John Wesley and the Quakers

"John Wesley discovered from his itinerant preaching that Quakers gave him a mixed reception - in much the same way that members of the Church of England did. There were some Quakers who listened to his preaching, believed the gospel and professed Christ for salvation. Wesley’s Journal has records of these happenings. At the same time there were other Quakers who strongly opposed Wesley’s ministry. Wesley had made a close study of the writings of Robert Barclay (1648-1690), the Scottish Quaker theologian and friend of George Fox.

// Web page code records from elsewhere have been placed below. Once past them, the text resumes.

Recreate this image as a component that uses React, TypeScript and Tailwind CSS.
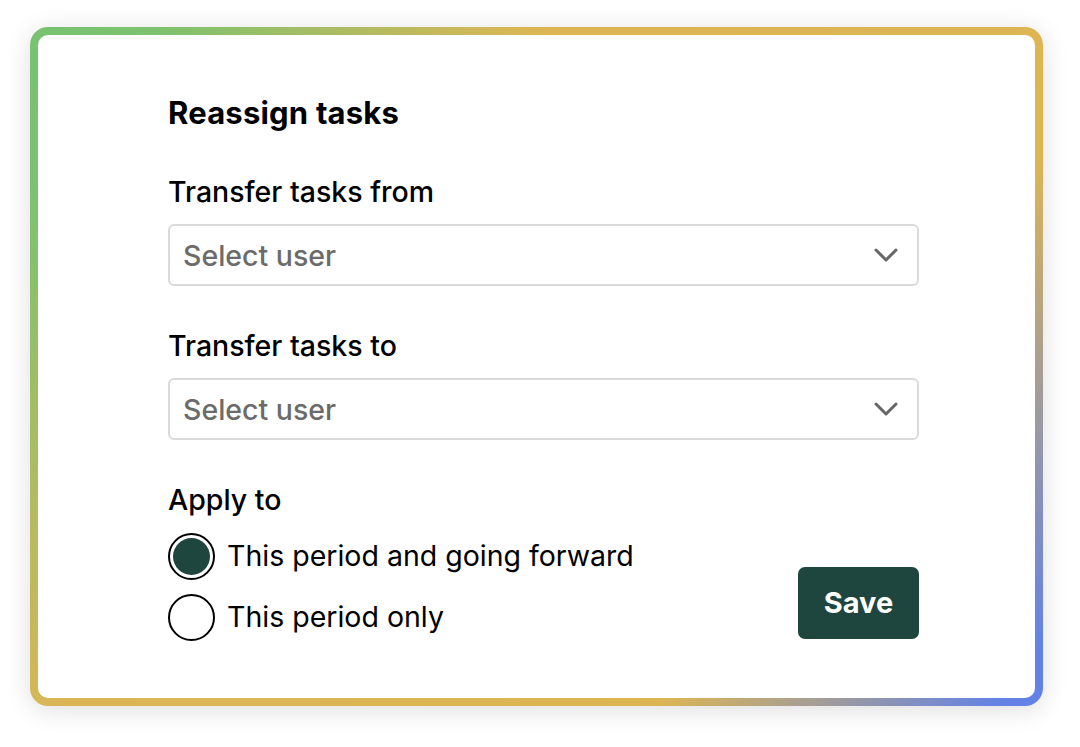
export default function App() {
  return (
    <div className="min-h-screen bg-white pl-[30px] pt-[27px] font-['Inter',sans-serif]">
      <div className="h-[679px] w-[1013px] rounded-[18px] bg-[linear-gradient(125deg,#78c272_0%,#7cc270_8%,#dcb655_34%,#ddb553_74%,#6282e6_97%)] p-[8px] shadow-[0_4px_26px_rgba(0,0,0,0.13)]">
        <div className="h-full rounded-[10px] bg-white pl-[130px] pt-[63px]">
          <div className="w-[751px]">
            <h1 className="text-[31px] font-bold leading-[30px] tracking-[0.2px] text-black">Reassign tasks</h1>

            <Field label="Transfer tasks from" className="mt-[49px]" />
            <Field label="Transfer tasks to" className="mt-[45px]" />

            <div className="mt-[45px] text-[28.5px] font-medium leading-[30px] text-black">Apply to</div>
            <div className="mt-[17px] flex items-end justify-between">
              <div className="flex flex-col gap-[13px]">
                <Radio checked label="This period and going forward" />
                <Radio label="This period only" />
              </div>
              <button className="mb-[2px] h-[72px] w-[121px] rounded-[7px] bg-[#1e453e] text-[29px] font-bold text-white">Save</button>
            </div>
          </div>
        </div>
      </div>
    </div>
  );
}

function Field({ label, className }: { label: string; className?: string }) {
  return (
    <div className={className}>
      <div className="text-[28.5px] font-medium leading-[30px] text-black">{label}</div>
      <div className="mt-[17px] flex h-[62px] items-center justify-between rounded-[6px] border-2 border-[#dadada] pl-[13px] pr-[19px]">
        <span className="pt-[2px] text-[28.5px] font-medium leading-none text-[#6b6b6b]">Select user</span>
        <svg width="24" height="14" viewBox="0 0 24 14" fill="none">
          <path d="M2 2l10 10L22 2" stroke="#666" strokeWidth="3" strokeLinecap="round" strokeLinejoin="round" />
        </svg>
      </div>
    </div>
  );
}

function Radio({ label, checked }: { label: string; checked?: boolean }) {
  return (
    <label className="flex h-[48px] items-center gap-[12px]">
      <span className="flex h-[47px] w-[47px] items-center justify-center rounded-full border-2 border-black bg-white">
        {checked && <span className="h-[37px] w-[37px] rounded-full bg-[#1e453e]" />}
      </span>
      <span className="text-[28.5px] leading-none text-black">{label}</span>
    </label>
  );
}
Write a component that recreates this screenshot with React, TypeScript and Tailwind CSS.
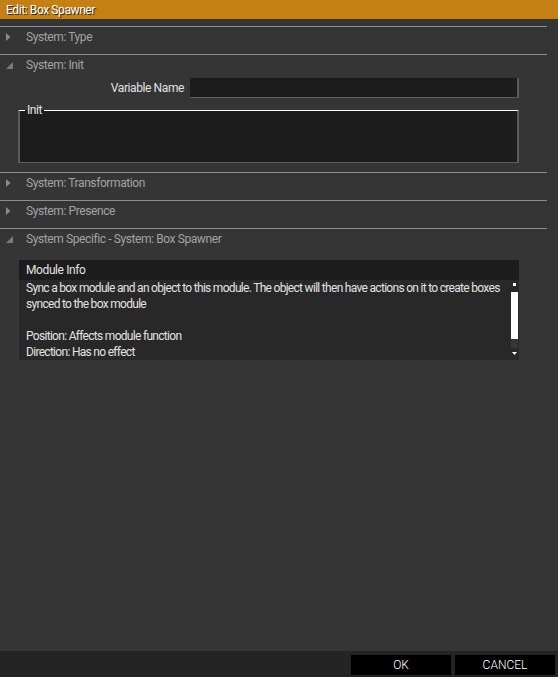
import React from "react"

const font = { fontFamily: "Roboto, 'Liberation Sans', sans-serif" }

function Arrow({ open }: { open: boolean }) {
  return (
    <svg width="20" height="20" viewBox="0 0 20 20" className="shrink-0">
      {open ? (
        <polygon points="13,7 13,14 6,14" fill="#7a7a7a" />
      ) : (
        <polygon points="6,6 10.5,10 6,14" fill="#8a8a8a" />
      )}
    </svg>
  )
}

function Section({
  title,
  open = false,
  children,
  bottom = 7,
}: {
  title: string
  open?: boolean
  children?: React.ReactNode
  bottom?: number
}) {
  return (
    <div className="w-[547px] border-t border-[#8e8e8e]" style={{ paddingBottom: bottom }}>
      <div className="flex h-[20px] items-center">
        <Arrow open={open} />
        <span className="ml-[6px] text-[12px] tracking-[-0.4px] text-[#a3a3a3]">{title}</span>
      </div>
      {children}
    </div>
  )
}

const infoLines = [
  "Sync a box module and an object to this module. The object will then have actions on it to create boxes",
  "synced to the box module",
  "",
  "Position: Affects module function",
  "Direction: Has no effect",
]

export default function App() {
  return (
    <div className="flex h-[677px] w-[558px] flex-col bg-[#353535] select-none" style={font}>
      {/* title bar */}
      <div className="flex h-[19px] items-center bg-[#c58015] pl-[6px]">
        <span className="text-[12px] tracking-[-0.4px] text-white [text-shadow:1px_1px_0_#3a2a10]">
          Edit: Box Spawner
        </span>
      </div>

      <div className="flex-1 pt-[7px]">
        <Section title="System: Type" />

        <Section title="System: Init" open bottom={9}>
          <div className="mt-[3px] flex h-[20px] items-center">
            <span className="w-[184px] text-right text-[12px] tracking-[-0.4px] text-[#e2e2e2]">
              Variable Name
            </span>
            <div className="ml-[6px] h-[20px] w-[329px] border-r-2 border-b border-[#5c5c5c] bg-[#1c1c1c]" />
          </div>
          <fieldset className="mt-[5px] ml-[18px] h-[60px] w-[501px] border-t border-l-2 border-r-2 border-b border-t-white border-l-[#5c5c5c] border-r-[#5c5c5c] border-b-[#5c5c5c] bg-[#1c1c1c]">
            <legend className="ml-[5px] px-[2px] text-[12px] leading-[14px] tracking-[-0.4px] text-[#e6e6e6]">
              Init
            </legend>
          </fieldset>
        </Section>

        <Section title="System: Transformation" />
        <Section title="System: Presence" />

        <Section title="System Specific - System: Box Spawner" open>
          <div className="mt-[11px] ml-[19px] w-[500px]">
            <div className="flex h-[20px] items-center bg-[#1c1c1c] pl-[7px] text-[12px] tracking-[-0.4px] text-[#e2e2e2]">
              Module Info
            </div>
            <div className="flex h-[80px] bg-[#282828]">
              <div className="flex-1 overflow-hidden pl-[7px] text-[12px] leading-[16px] tracking-[-0.7px] text-[#e2e2e2]">
                {infoLines.map((line, i) => (
                  <div key={i} className="h-[16px] whitespace-nowrap">
                    {line}
                  </div>
                ))}
              </div>
              {/* scrollbar */}
              <div className="flex w-[7px] flex-col items-center">
                <div className="mt-[3px] h-[3px] w-[3px] bg-white" />
                <div className="mt-[6px] h-[47px] w-[7px] bg-white" />
                <div className="h-[9px] w-[7px] bg-[#363636]" />
                <svg width="5" height="4" viewBox="0 0 5 4" className="mt-[4px]">
                  <polygon points="0,0 5,0 2.5,3" fill="#fff" />
                </svg>
              </div>
              <div className="w-[1px]" />
            </div>
          </div>
        </Section>
      </div>

      {/* footer */}
      <div className="flex h-[26px] justify-end gap-[4px] bg-[#242424] pt-[4px] pr-[3px]">
        <button className="h-[20px] w-[100px] bg-black text-[12px] font-light text-white">OK</button>
        <button className="h-[20px] w-[100px] bg-black text-[12px] font-light text-white">CANCEL</button>
      </div>
    </div>
  )
}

He charged Barclay with making sanctification the ground of our justification - the same error that’s found in Roman Catholic teaching - and that, as a consequence, Barclay was teaching justification by works and not by faith. But he also found sound doctrine in Barclay and adapted and used his work, An Apology for the true Christian Divinity when Wesley was refuting the doctrine of unconditional predestination. Wesley first published his edited version of Barclay’s anti-predestinarian arguments in 1741 under the title, Serious Considerations on Absolute Predestination: Extracted from a late Author."



More at  http://www.wesley-fellowship.org.uk/WesBulletin21_1.html

4 comments:

  1. Great stuff, Hay (thanks for following out blog!). I'm interested in knowing how the Quakers of Blake's day reacted to him and why he never mentioned them. I have an opinion about it, but would appreciate yours.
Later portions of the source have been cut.